==== Data excerpt

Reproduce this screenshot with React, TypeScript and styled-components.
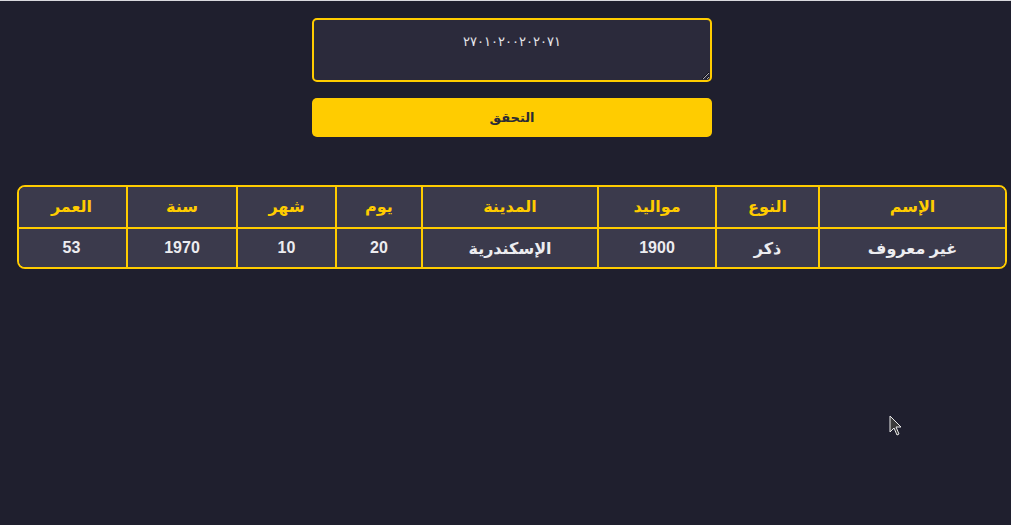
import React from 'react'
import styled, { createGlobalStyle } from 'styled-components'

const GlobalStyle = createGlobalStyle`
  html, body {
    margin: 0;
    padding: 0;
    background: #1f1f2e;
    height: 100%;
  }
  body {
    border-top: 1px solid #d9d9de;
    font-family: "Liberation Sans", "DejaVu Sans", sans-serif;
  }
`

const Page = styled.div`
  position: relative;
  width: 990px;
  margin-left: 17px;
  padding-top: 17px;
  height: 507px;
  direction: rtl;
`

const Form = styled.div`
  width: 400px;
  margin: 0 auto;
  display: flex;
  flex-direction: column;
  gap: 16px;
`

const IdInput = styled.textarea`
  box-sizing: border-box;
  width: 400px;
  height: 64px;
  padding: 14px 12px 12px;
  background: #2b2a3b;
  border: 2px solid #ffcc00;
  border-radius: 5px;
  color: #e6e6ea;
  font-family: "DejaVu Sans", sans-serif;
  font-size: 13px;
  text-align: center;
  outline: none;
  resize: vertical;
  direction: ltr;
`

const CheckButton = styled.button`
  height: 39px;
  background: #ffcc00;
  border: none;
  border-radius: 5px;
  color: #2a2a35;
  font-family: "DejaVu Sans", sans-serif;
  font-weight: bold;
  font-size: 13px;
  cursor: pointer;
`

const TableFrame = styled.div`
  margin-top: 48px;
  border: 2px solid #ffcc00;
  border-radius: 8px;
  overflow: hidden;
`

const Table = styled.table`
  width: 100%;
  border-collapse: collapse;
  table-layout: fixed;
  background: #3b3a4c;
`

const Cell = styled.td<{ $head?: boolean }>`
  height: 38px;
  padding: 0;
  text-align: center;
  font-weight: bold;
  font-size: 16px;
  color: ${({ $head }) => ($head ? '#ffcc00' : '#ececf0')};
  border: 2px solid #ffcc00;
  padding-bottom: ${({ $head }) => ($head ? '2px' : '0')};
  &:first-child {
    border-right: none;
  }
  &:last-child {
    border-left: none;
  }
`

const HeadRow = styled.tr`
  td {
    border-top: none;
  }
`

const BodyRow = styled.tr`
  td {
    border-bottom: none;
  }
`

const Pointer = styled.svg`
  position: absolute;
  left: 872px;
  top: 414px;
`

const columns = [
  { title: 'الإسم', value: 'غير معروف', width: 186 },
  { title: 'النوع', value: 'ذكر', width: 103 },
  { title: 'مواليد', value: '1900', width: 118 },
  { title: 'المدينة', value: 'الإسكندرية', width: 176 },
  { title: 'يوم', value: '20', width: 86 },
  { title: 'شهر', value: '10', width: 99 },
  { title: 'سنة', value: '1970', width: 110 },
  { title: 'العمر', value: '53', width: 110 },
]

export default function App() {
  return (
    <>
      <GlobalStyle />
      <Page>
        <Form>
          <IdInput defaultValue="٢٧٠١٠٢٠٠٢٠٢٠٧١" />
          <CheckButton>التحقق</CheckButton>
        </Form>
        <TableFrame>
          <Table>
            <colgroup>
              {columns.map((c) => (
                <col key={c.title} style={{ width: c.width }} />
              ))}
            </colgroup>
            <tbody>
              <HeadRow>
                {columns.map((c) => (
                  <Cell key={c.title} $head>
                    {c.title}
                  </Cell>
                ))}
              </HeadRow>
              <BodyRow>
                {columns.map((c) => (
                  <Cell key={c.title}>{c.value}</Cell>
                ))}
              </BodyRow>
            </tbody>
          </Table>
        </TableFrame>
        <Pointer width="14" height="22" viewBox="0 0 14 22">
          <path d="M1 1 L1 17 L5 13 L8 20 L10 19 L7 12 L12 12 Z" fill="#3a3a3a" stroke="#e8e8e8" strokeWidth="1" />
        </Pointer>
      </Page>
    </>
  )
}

========

**Written request**
Quote the material exactly. Pictures stay out.

**Correct answer**
Reproduce this screenshot with React, TypeScript and styled-components.
import React from 'react'
import styled, { createGlobalStyle } from 'styled-components'

const GlobalStyle = createGlobalStyle`
  html, body {
    margin: 0;
    padding: 0;
    background: #1f1f2e;
    height: 100%;
  }
  body {
    border-top: 1px solid #d9d9de;
    font-family: "Liberation Sans", "DejaVu Sans", sans-serif;
  }
`

const Page = styled.div`
  position: relative;
  width: 990px;
  margin-left: 17px;
  padding-top: 17px;
  height: 507px;
  direction: rtl;
`

const Form = styled.div`
  width: 400px;
  margin: 0 auto;
  display: flex;
  flex-direction: column;
  gap: 16px;
`

const IdInput = styled.textarea`
  box-sizing: border-box;
  width: 400px;
  height: 64px;
  padding: 14px 12px 12px;
  background: #2b2a3b;
  border: 2px solid #ffcc00;
  border-radius: 5px;
  color: #e6e6ea;
  font-family: "DejaVu Sans", sans-serif;
  font-size: 13px;
  text-align: center;
  outline: none;
  resize: vertical;
  direction: ltr;
`

const CheckButton = styled.button`
  height: 39px;
  background: #ffcc00;
  border: none;
  border-radius: 5px;
  color: #2a2a35;
  font-family: "DejaVu Sans", sans-serif;
  font-weight: bold;
  font-size: 13px;
  cursor: pointer;
`

const TableFrame = styled.div`
  margin-top: 48px;
  border: 2px solid #ffcc00;
  border-radius: 8px;
  overflow: hidden;
`

const Table = styled.table`
  width: 100%;
  border-collapse: collapse;
  table-layout: fixed;
  background: #3b3a4c;
`

const Cell = styled.td<{ $head?: boolean }>`
  height: 38px;
  padding: 0;
  text-align: center;
  font-weight: bold;
  font-size: 16px;
  color: ${({ $head }) => ($head ? '#ffcc00' : '#ececf0')};
  border: 2px solid #ffcc00;
  padding-bottom: ${({ $head }) => ($head ? '2px' : '0')};
  &:first-child {
    border-right: none;
  }
  &:last-child {
    border-left: none;
  }
`

const HeadRow = styled.tr`
  td {
    border-top: none;
  }
`

const BodyRow = styled.tr`
  td {
    border-bottom: none;
  }
`

const Pointer = styled.svg`
  position: absolute;
  left: 872px;
  top: 414px;
`

const columns = [
  { title: 'الإسم', value: 'غير معروف', width: 186 },
  { title: 'النوع', value: 'ذكر', width: 103 },
  { title: 'مواليد', value: '1900', width: 118 },
  { title: 'المدينة', value: 'الإسكندرية', width: 176 },
  { title: 'يوم', value: '20', width: 86 },
  { title: 'شهر', value: '10', width: 99 },
  { title: 'سنة', value: '1970', width: 110 },
  { title: 'العمر', value: '53', width: 110 },
]

export default function App() {
  return (
    <>
      <GlobalStyle />
      <Page>
        <Form>
          <IdInput defaultValue="٢٧٠١٠٢٠٠٢٠٢٠٧١" />
          <CheckButton>التحقق</CheckButton>
        </Form>
        <TableFrame>
          <Table>
            <colgroup>
              {columns.map((c) => (
                <col key={c.title} style={{ width: c.width }} />
              ))}
            </colgroup>
            <tbody>
              <HeadRow>
                {columns.map((c) => (
                  <Cell key={c.title} $head>
                    {c.title}
                  </Cell>
                ))}
              </HeadRow>
              <BodyRow>
                {columns.map((c) => (
                  <Cell key={c.title}>{c.value}</Cell>
                ))}
              </BodyRow>
            </tbody>
          </Table>
        </TableFrame>
        <Pointer width="14" height="22" viewBox="0 0 14 22">
          <path d="M1 1 L1 17 L5 13 L8 20 L10 19 L7 12 L12 12 Z" fill="#3a3a3a" stroke="#e8e8e8" strokeWidth="1" />
        </Pointer>
      </Page>
    </>
  )
}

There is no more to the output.